According to the FEMA website for the system, it is incapable of tracking an individual’s physical location, “as it uses SMS-CB, a broadcast (one-way) technology.”
But Julio Ojeda-Zapata, writing for the Saint Paul Pioneer Press, reported last June that “This mobile alert system is designed to flag handset users based on their current locations—not where they live or work. Someone who lives in Saint Paul but is visiting Cincinnati would receive the same alerts residents of that city receive.” Ojeda-Zapata goes on to quote Todd Krause the Twin Cities weather-warning coordinator for the National Weather Service: “‘What the system does is actually follow you around wherever you are going,’ based on users’ proximity to cellular towers.”
And therein lies the rub. Getting timely, informative warning alerts to the populace as quickly as possible in an impending emergency is an unquestionably good thing. But the possibility of simultaneously tracking those users under the guise of making sure they get location-appropriate alerts is an unquestionably bad thing.
So, is the US government tracking your location—or at least the location of your smartphone through this new system? It says no, insisting that it uses the Short Message Service-Cell Broadcast (SMS-CB) service, a “one-to-many geographically focused messaging service.” But, the US government also says it doesn’t use torture and the current administration promised to make closing of the Guantanamo Bay detention camp a top priority. Nonetheless, the SMS-CB system has been in place long enough for any privacy deficiencies to be flagged and publicized. Barring receipt of any new information or new developments, this one goes in the tinfoil-hat conspiracy theory file.

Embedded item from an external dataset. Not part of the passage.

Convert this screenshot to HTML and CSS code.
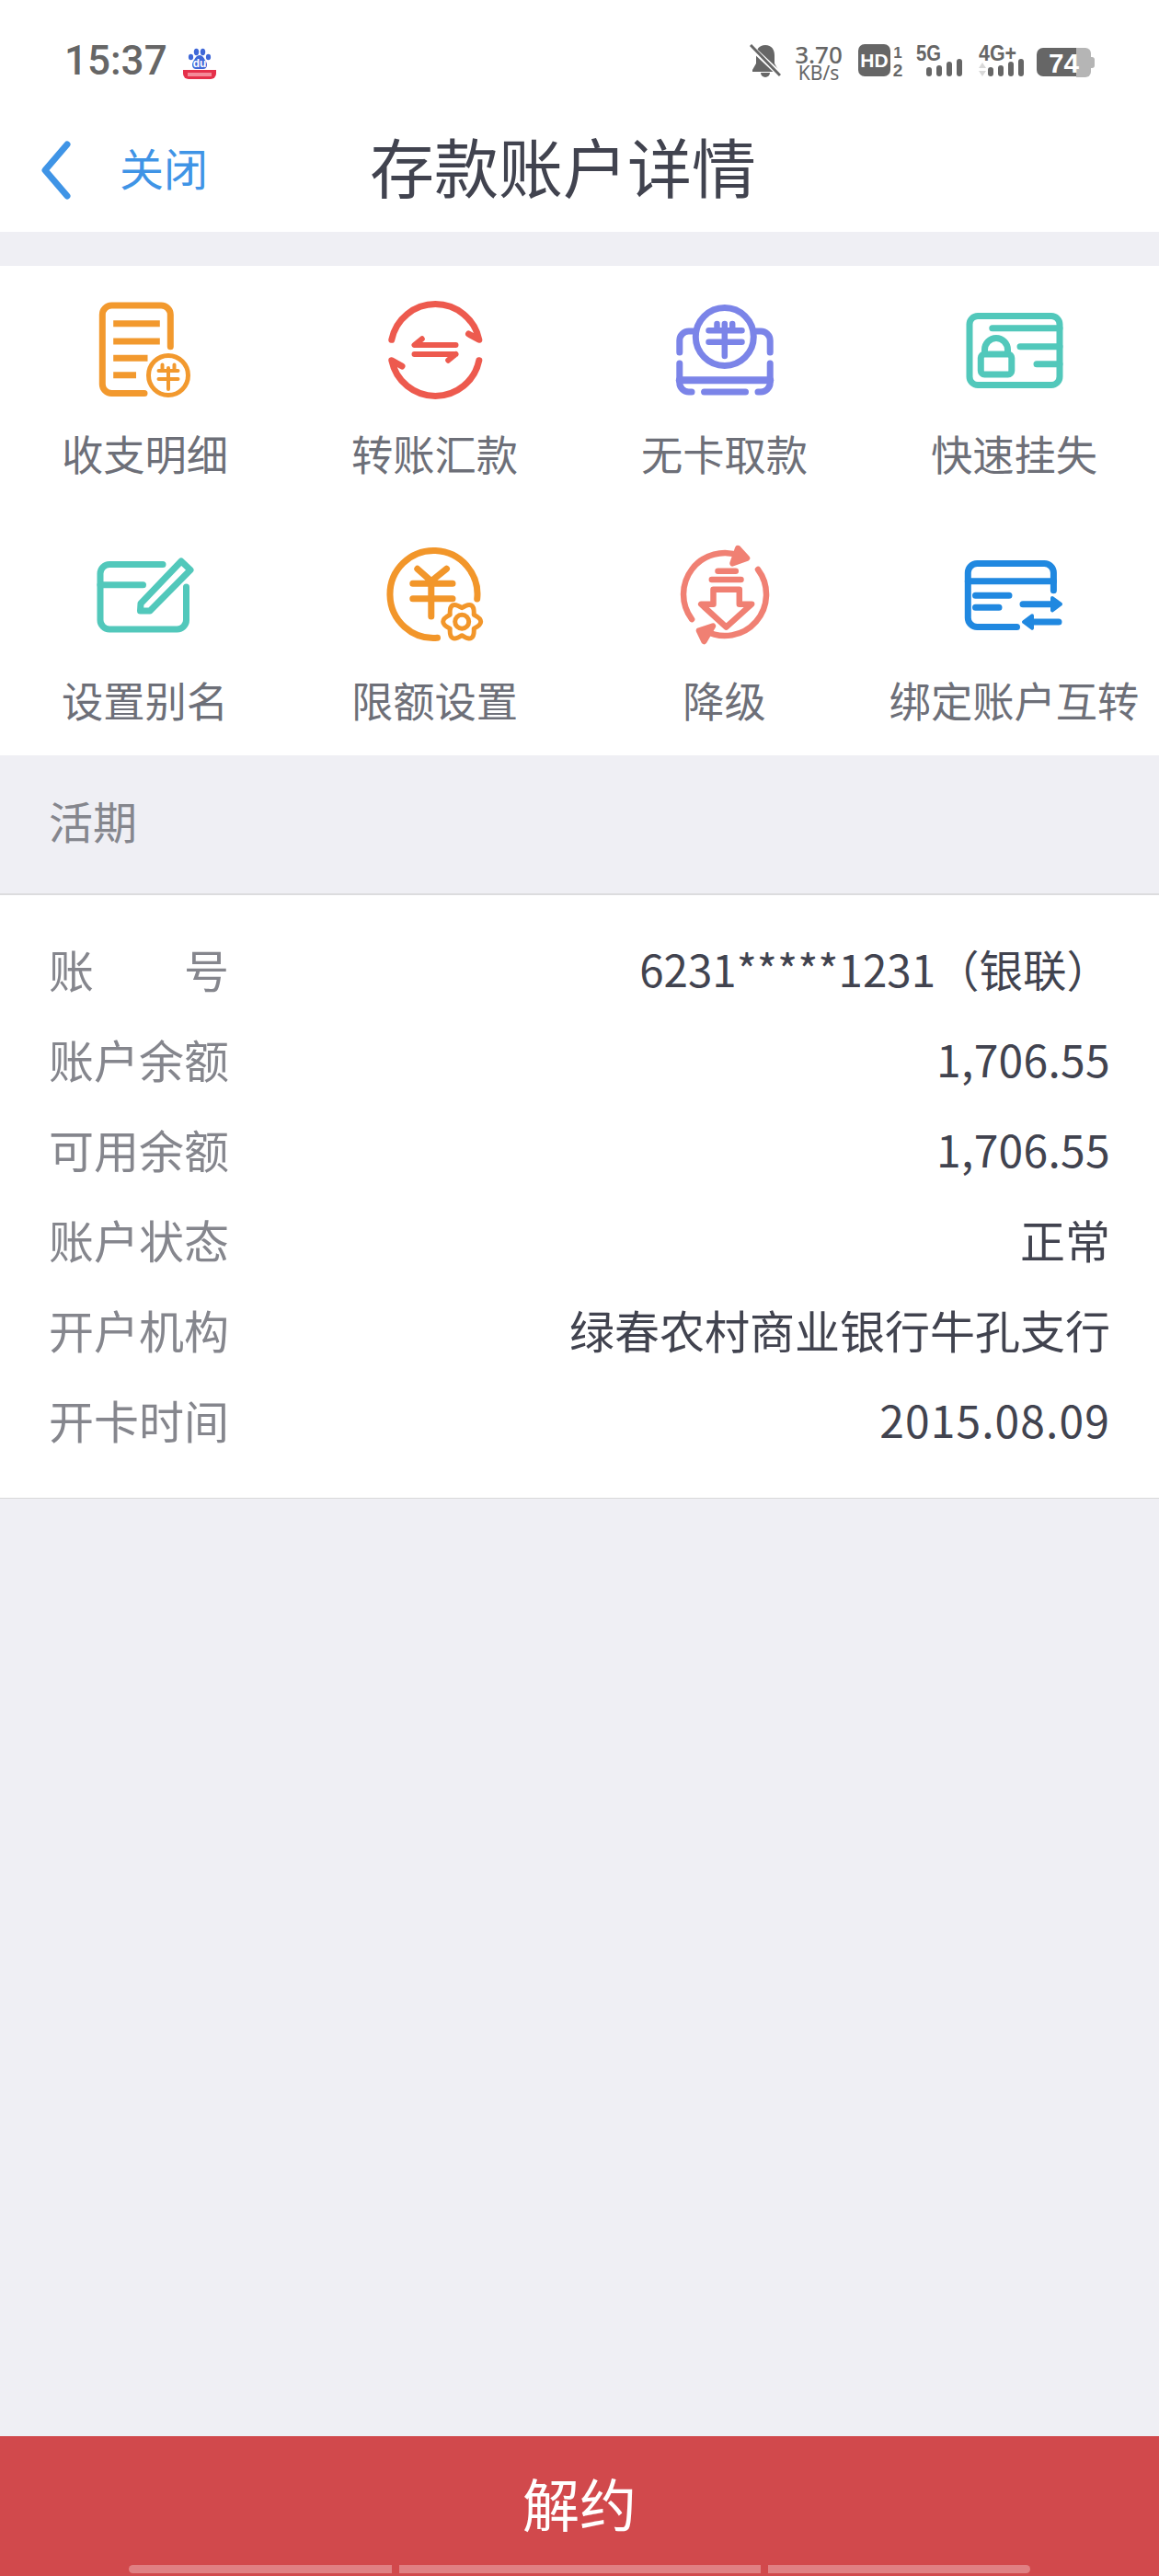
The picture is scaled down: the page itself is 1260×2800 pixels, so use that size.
FILE: index.html
```html
<!DOCTYPE html>
<html lang="zh-CN">
<head>
    <meta charset="UTF-8">
    <meta name="viewport" content="width=device-width, initial-scale=1.0">
    <title>存款账户详情</title>
    <link rel="stylesheet" href="styles.css">
</head>
<body>
    <div class="page">
        <header class="top">
            <div class="status-bar">
                <div class="status-left">
                    <span class="time">15:37</span>
                    <svg class="baidu" width="36" height="34" viewBox="0 0 36 34">
                        <g fill="#3f68d8">
                            <ellipse cx="8.500" cy="10" rx="2.600" ry="3.200"/>
                            <ellipse cx="14.500" cy="4.500" rx="2.700" ry="3.700"/>
                            <ellipse cx="21.500" cy="4.500" rx="2.700" ry="3.700"/>
                            <ellipse cx="27.500" cy="10" rx="2.600" ry="3.200"/>
                            <path d="M18 8c-4 0-5 4-7 7-2 3-1 8 3 8h8c4 0 5-5 3-8-2-3-3-7-7-7z"/>
                        </g>
                        <text class="baidu-du" x="18" y="21" text-anchor="middle">du</text>
                        <path d="M0 24h36v4a6 6 0 0 1-6 6H6a6 6 0 0 1-6-6z" fill="#e5304a"/>
                        <rect x="5" y="27" width="26" height="4" fill="#f48a98"/>
                    </svg>
                </div>
                <div class="status-right">
                    <svg class="st-bell" width="34" height="36" viewBox="0 0 34 36">
                        <path d="M17 1c-7 0-10 5-10 11v9l-4 7v2h28v-2l-4-7v-9C27 6 24 1 17 1z" fill="#666"/>
                        <path d="M12 31a5 5 0 0 0 10 0z" fill="#666"/>
                        <path d="M-1 1l34 32" stroke="#fff" stroke-width="6"/>
                        <path d="M1 1l32 33" stroke="#666" stroke-width="3"/>
                    </svg>
                    <div class="st-speed">
                        <span class="st-speed-num">3.70</span>
                        <span class="st-speed-unit">KB/s</span>
                    </div>
                    <svg class="st-hd" width="50" height="44" viewBox="0 0 50 44">
                        <rect x="0" y="0" width="35" height="35" rx="7" fill="#666"/>
                        <text class="st-bold" x="17.500" y="25" font-size="21" fill="#fff" text-anchor="middle">HD</text>
                        <text class="st-bold" x="43" y="15" font-size="17" fill="#666" text-anchor="middle">1</text>
                        <text class="st-bold" x="43" y="35" font-size="19" fill="#666" text-anchor="middle">2</text>
                    </svg>
                    <svg class="st-5g" width="53" height="52" viewBox="0 -8 53 52">
                        <text class="st-bold" x="0" y="18" font-size="24" fill="#666" textLength="27" lengthAdjust="spacingAndGlyphs">5G</text>
                        <g fill="#666">
                            <rect x="11" y="25" width="6" height="10" rx="3"/>
                            <rect x="22" y="23" width="6" height="12" rx="3"/>
                            <rect x="33" y="19" width="6" height="16" rx="3"/>
                            <rect x="44" y="16" width="6" height="19" rx="3"/>
                        </g>
                    </svg>
                    <svg class="st-4g" width="52" height="52" viewBox="0 -8 52 52">
                        <text class="st-bold" x="0" y="18" font-size="24" fill="#666" textLength="41" lengthAdjust="spacingAndGlyphs">4G+</text>
                        <path d="M0 26l4-6 4 6zM0 29l4 6 4-6z" fill="#d8d8d8"/>
                        <g fill="#666">
                            <rect x="10" y="25" width="6" height="10" rx="3"/>
                            <rect x="21" y="23" width="6" height="12" rx="3"/>
                            <rect x="32" y="19" width="6" height="16" rx="3"/>
                            <rect x="43" y="16" width="6" height="19" rx="3"/>
                        </g>
                    </svg>
                    <svg class="st-battery" width="63" height="40" viewBox="0 0 63 40">
                        <path d="M43 0h10a6 6 0 0 1 6 6v20a6 6 0 0 1-6 6H43z" fill="#b5b5b5"/>
                        <path d="M59 10h1a3 3 0 0 1 3 3v6a3 3 0 0 1-3 3h-1z" fill="#b5b5b5"/>
                        <path d="M7 0h36v31H7a7 7 0 0 1-7-7V7a7 7 0 0 1 7-7z" fill="#666"/>
                        <text class="st-bold" x="13" y="27" font-size="30" fill="#fff" textLength="33" lengthAdjust="spacingAndGlyphs">74</text>
                    </svg>
                </div>
            </div>
            <nav class="nav-bar">
                <svg class="back" width="40" height="68" viewBox="0 0 40 68">
                    <path d="M32 6L8 34l24 28" fill="none" stroke="#3f94e6" stroke-width="7" stroke-linecap="round" stroke-linejoin="round"/>
                </svg>
                <a class="close">关闭</a>
                <h1 class="title">存款账户详情</h1>
            </nav>
        </header>

        <section class="actions">
            <div class="action">
                <svg class="action-icon" viewBox="0 0 120 120" fill="none" stroke="#f2992e" stroke-width="7">
                    <path d="M87.300 56.700V22a10 10 0 0 0-10-10H23.300a10 10 0 0 0-10 10V97.500a10 10 0 0 0 10 10H59" stroke-linecap="round"/>
                    <path d="M25.200 31.700H75.800M25.200 51H75.800M25.200 69.300H62.500M25.200 87.700H50"/>
                    <circle cx="85" cy="88" r="21.500" stroke-width="5"/>
                    <path d="M78.500 76.500v6M91.500 76.500v6M74.500 83h21M74.500 92h21M85 80v23" stroke-width="4" stroke-linecap="round"/>
                </svg>
                <span class="action-label">收支明细</span>
            </div>
            <div class="action">
                <svg class="action-icon" viewBox="0 0 120 120" fill="none" stroke="#ed5a4e" stroke-width="7" stroke-linecap="round" stroke-linejoin="round">
                    <path d="M12.800 49.300A48.500 48.500 0 0 1 107.800 49.300L96.500 43"/>
                    <path d="M107.800 71.700A48.500 48.500 0 0 1 12.800 71.700L24 78"/>
                    <path d="M45.800 48.300L37.500 55H82.500M82.500 65H37.500M82.500 65L74.200 71.700" stroke-width="6"/>
                </svg>
                <span class="action-label">转账汇款</span>
            </div>
            <div class="action">
                <svg class="action-icon" viewBox="0 0 120 120" fill="none" stroke="#7b84e8" stroke-width="7" stroke-linecap="round">
                    <circle cx="59.800" cy="46" r="31.500"/>
                    <path d="M51.500 32v6M68.200 32v6M42.500 39.300h36M42.500 51.700h36M59.800 32v35" stroke-width="6.500"/>
                    <path d="M10.800 63V50a10 10 0 0 1 10-10H26M109.200 63V50a10 10 0 0 0-10-10H94"/>
                    <path d="M10.800 75V96a10 10 0 0 0 10 10H24M37.500 106H82.500M96 106h3.200a10 10 0 0 0 10-10V75"/>
                    <path d="M10.800 93.300H109.200" stroke-width="8"/>
                </svg>
                <span class="action-label">无卡取款</span>
            </div>
            <div class="action">
                <svg class="action-icon" viewBox="0 0 120 120" fill="none" stroke="#52c8bb" stroke-width="7" stroke-linecap="round">
                    <rect x="11" y="23.500" width="98" height="75" rx="9"/>
                    <path d="M35.800 36.700H109M66 56.700H109M84 75.700H109"/>
                    <rect x="23.300" y="65" width="33.500" height="22" rx="4"/>
                    <path d="M27.500 64V60a12.500 12.500 0 0 1 25 0v4"/>
                </svg>
                <span class="action-label">快速挂失</span>
            </div>
            <div class="action">
                <svg class="action-icon" viewBox="0 0 120 120" fill="none" stroke="#52c8bb" stroke-width="7" stroke-linecap="round" stroke-linejoin="round">
                    <path d="M79 25.500H21a10 10 0 0 0-10 10V86a10 10 0 0 0 10 10H94.500a10 10 0 0 0 10-10V50"/>
                    <path d="M11 47.700H57.500"/>
                    <path d="M55 68L99 22l10 9.500L65 76H54.500z" stroke-width="7"/>
                </svg>
                <span class="action-label">设置别名</span>
            </div>
            <div class="action">
                <svg class="action-icon" viewBox="0 0 120 120" fill="none" stroke="#f2962a" stroke-width="7" stroke-linecap="round">
                    <path d="M105.700 63A47.500 47.500 0 1 0 62.500 105.300"/>
                    <path d="M40.800 30.300L55.800 43.700L72.500 30.300M35.800 46.300H79M35.800 62.700H79M55.800 43.700V82"/>
                    <g transform="translate(89.200 87.700)" stroke-width="5" stroke-linejoin="round">
                        <path d="M13-7.500Q28 0 13 7.500Q14 24.200 0 15Q-14 24.200-13 7.500Q-28 0-13-7.500Q-14-24.200 0-15Q14-24.200 13-7.500Z" fill="#fff"/>
                        <circle r="7.500"/>
                    </g>
                </svg>
                <span class="action-label">限额设置</span>
            </div>
            <div class="action">
                <svg class="action-icon" viewBox="0 0 120 120" fill="none" stroke="#f08073" stroke-width="6.500" stroke-linecap="round" stroke-linejoin="round">
                    <path d="M24.100 85.100A45 45 0 0 1 76.900 16.300"/>
                    <path d="M96 31A45 45 0 0 1 38.200 97.400"/>
                    <path d="M74.200 8L84 18.700 68.500 24.300z" fill="#f08073"/>
                    <path d="M32 97.500L47 92.500 37.500 109z" fill="#f08073"/>
                    <path d="M52.500 32.700H71.800M45.800 42H77.500"/>
                    <path d="M47.500 68.700V52.700H75.800V68.700H89.200L61.500 93.700 34.200 68.700z"/>
                </svg>
                <span class="action-label">降级</span>
            </div>
            <div class="action">
                <svg class="action-icon" viewBox="0 0 120 120" fill="none" stroke="#2088e0" stroke-width="7" stroke-linecap="round" stroke-linejoin="round">
                    <path d="M102.400 53.700V34.500a10 10 0 0 0-10-10H19.300a10 10 0 0 0-10 10V83.500a10 10 0 0 0 10 10H62.500"/>
                    <path d="M9.300 43.700H102.400M17.500 59.300H54M17.500 72.300H43"/>
                    <path d="M69 68.700H104M74 88H108"/>
                    <path d="M101 62l9 6.700-9 6.700zM79 81.300l-9 6.700 9 6.700z" fill="#2088e0" stroke-width="4"/>
                </svg>
                <span class="action-label">绑定账户互转</span>
            </div>
        </section>

        <div class="section-title">活期</div>

        <section class="details">
            <div class="row"><span class="row-key row-key-wide"><i>账</i><i>号</i></span><span class="row-value row-value-card">6231*****1231（银联）</span></div>
            <div class="row"><span class="row-key">账户余额</span><span class="row-value">1,706.55</span></div>
            <div class="row"><span class="row-key">可用余额</span><span class="row-value">1,706.55</span></div>
            <div class="row"><span class="row-key">账户状态</span><span class="row-value row-value-zh">正常</span></div>
            <div class="row"><span class="row-key">开户机构</span><span class="row-value row-value-zh">绿春农村商业银行牛孔支行</span></div>
            <div class="row"><span class="row-key">开卡时间</span><span class="row-value row-value-date">2015.08.09</span></div>
        </section>

        <div class="spacer"></div>

        <footer class="cancel">
            <span class="cancel-label">解约</span>
            <div class="gesture">
                <span class="gesture-a"></span>
                <span class="gesture-b"></span>
                <span class="gesture-c"></span>
            </div>
        </footer>
    </div>
</body>
</html>
```

FILE: styles.css
```css
* {
    box-sizing: border-box;
}

body {
    margin: 0;
    padding: 0;
    background-color: #efeff4;
    font-family: "Noto Sans CJK SC", "Noto Sans", sans-serif;
}

svg {
    display: block;
    flex: none;
}

.page {
    width: 1260px;
    height: 2800px;
    display: flex;
    flex-direction: column;
}

/* Barra de estado y cabecera */
.top {
    height: 252px;
    background-color: #fff;
}

.status-bar {
    height: 118px;
    padding: 48px 70px 0;
    display: flex;
    justify-content: space-between;
    align-items: flex-start;
}

.status-left {
    display: flex;
    align-items: flex-start;
}

.time {
    font-family: Roboto, sans-serif;
    font-size: 44px;
    font-weight: 500;
    line-height: 36px;
    color: #666;
}

.baidu {
    margin: 4px 0 0 17px;
}

.baidu-du {
    font-family: "Liberation Sans", sans-serif;
    font-size: 12px;
    font-weight: 700;
    fill: #fff;
}

.status-right {
    display: flex;
    align-items: flex-start;
}

.st-speed {
    width: 52px;
    margin-left: 15px;
    display: flex;
    flex-direction: column;
    align-items: center;
    font-family: "Noto Sans", sans-serif;
    color: #666;
}

.st-speed-num {
    font-size: 26px;
    font-weight: 500;
    line-height: 22px;
}

.st-speed-unit {
    font-size: 21px;
    line-height: 19px;
}

.st-hd {
    margin-left: 17px;
}

.st-5g {
    margin: -8px 0 0 13px;
}

.st-4g {
    margin: -8px 0 0 15px;
}

.st-battery {
    margin: 4px 0 0 11px;
}

.st-bold {
    font-family: "Liberation Sans", sans-serif;
    font-weight: 700;
}

.nav-bar {
    height: 134px;
    padding-left: 41px;
    display: flex;
    align-items: center;
}

.close {
    margin: 0 0 8px 49px;
    font-size: 48px;
    line-height: 60px;
    color: #3f94e6;
}

.title {
    margin: 0 0 10px 176px;
    font-size: 70px;
    font-weight: 400;
    line-height: 90px;
    color: #41434f;
}

/* Accesos */
.actions {
    margin-top: 37px;
    padding: 31px 0 31px;
    display: grid;
    grid-template-columns: repeat(4, 315px);
    row-gap: 66px;
    background-color: #fff;
}

.action {
    display: flex;
    flex-direction: column;
    align-items: center;
}

.action-icon {
    width: 120px;
    height: 120px;
}

.action-label {
    margin-top: 22px;
    font-size: 45.300px;
    line-height: 60px;
    white-space: nowrap;
    color: #6d6f78;
}

/* Detalle */
.section-title {
    height: 152px;
    padding: 0 0 10px 53px;
    border-bottom: 2px solid #dcdcde;
    display: flex;
    align-items: center;
    font-size: 48px;
    color: #85868d;
}

.details {
    padding: 30px 53px 37px;
    border-bottom: 1px solid #d8d8d8;
    background-color: #fff;
}

.row {
    height: 98px;
    display: flex;
    justify-content: space-between;
    align-items: center;
    font-size: 48px;
}

.row-key {
    font-size: 49px;
    color: #85868d;
}

.row-key-wide {
    width: 196px;
    display: flex;
    justify-content: space-between;
}

.row-key-wide i {
    font-style: normal;
}

.row-value {
    letter-spacing: 0.3px;
    color: #41434f;
}

.row-value-card {
    letter-spacing: 0;
    font-size: 47.500px;
}

.row-value-date {
    letter-spacing: 1.100px;
}

.row-value-zh {
    letter-spacing: 0;
    font-size: 49px;
}

.spacer {
    flex: 1;
}

/* Boton inferior */
.cancel {
    height: 152px;
    background-color: #d1494c;
    display: flex;
    flex-direction: column;
    align-items: center;
}

.cancel-label {
    margin-top: 27px;
    font-size: 62px;
    line-height: 90px;
    color: #fff;
}

.gesture {
    margin-top: 23px;
    display: flex;
    gap: 8px;
}

.gesture span {
    height: 9px;
    background-color: #e08083;
}

.gesture-a {
    width: 286px;
    border-radius: 5px 0 0 5px;
}

.gesture-b {
    width: 393px;
}

.gesture-c {
    width: 285px;
    border-radius: 0 5px 5px 0;
}
```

On 20 February the system was used for the first time here in the Twin Cities where some smartphone users received an Amber Alert accompanied by a screech. An infant had been kidnapped from south Minneapolis and within minutes a teenager (who had received the alert) placed a 911 call notifying law enforcement of the suspect’s location, according to Julio Ojeda-Zapata’s report for the Saint Paul Pioneer Press.
My wife and I both have iPhone 4 smartphones running Apple’s iOS 6.1.2 on AT&T’s 3G network. Neither of us received the Amber Alert.